Galaxy Resources Limited (ASX: GXY) is involved in the production of lithium concentrate and exploration for minerals in Australia, Canada and Argentina. Since the beginning of 2015, Galaxy shares have skyrocketed from $0.14c to a record high of $4.46 in January 2018.
The massive share price run has been largely attributed to the increasing popularity of renewable energy alternatives and the role lithium plays within this industry.
Lithium ion batteries are a type of rechargeable battery that are commonly used in home electronics. In recent times, there has been an increasing shift towards using these batteries in electric vehicles.
If you had invested $10,000 in Galaxy shares in January 2015, they would now be worth $240,000. Despite these extraordinary returns, the share price has slipped approximately 25% since the beginning of year and has some investors thinking about topping up at these lower prices.
Currently, with a market capital of $1.4 billion, Galaxy is projected to have a P/E ratio of 7.6 by the end of the 2018 financial year. Comparatively cheap, with the global lithium ion battery market expected to triple by 2025, Galaxy shares appear to be at bargain prices.

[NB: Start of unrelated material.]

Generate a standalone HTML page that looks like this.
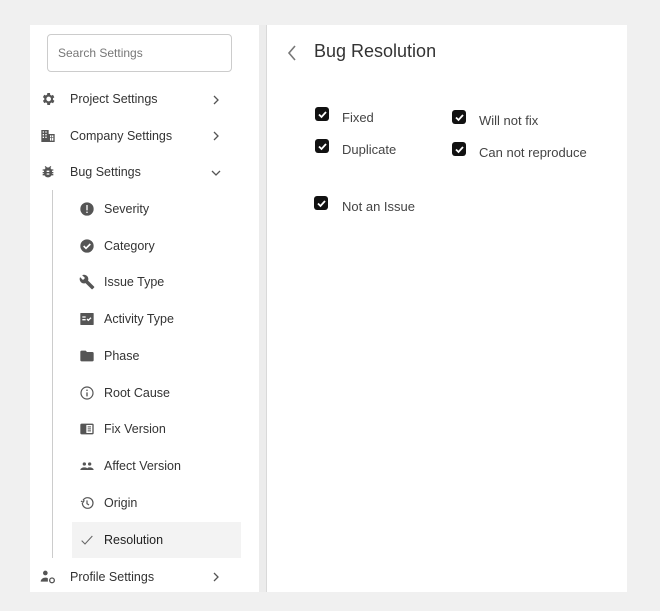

Agreeing with this sentiment, two brokers have labelled Galaxy as a strong buy with a target price of $4.50 identified. This leaves shareholders with a potential 34% return on investment in the shorter to medium term.
Alternatives
If you're not quite convinced about renewable energy, perhaps you should investigate BHP Billiton Limited (ASX: BHP) or Woodside Petroleum Limited (ASX: WPL). For the 2018 financial year, BHP is expected to increase earnings per share by 33%, whilst Woodside Petroleum projections are 46% higher on their previous year's earnings.
Foolish takeaway
Regardless of which side of the fence you sit on in the renewable energy debate, the benefits of lithium batteries are not mutually exclusive to either industry. As such, given the growth of the renewable energy market and the apparent discount available, I believe Galaxy shares are worth owning, although remember it carries plenty of risks as a price taker on a relatively big valuation.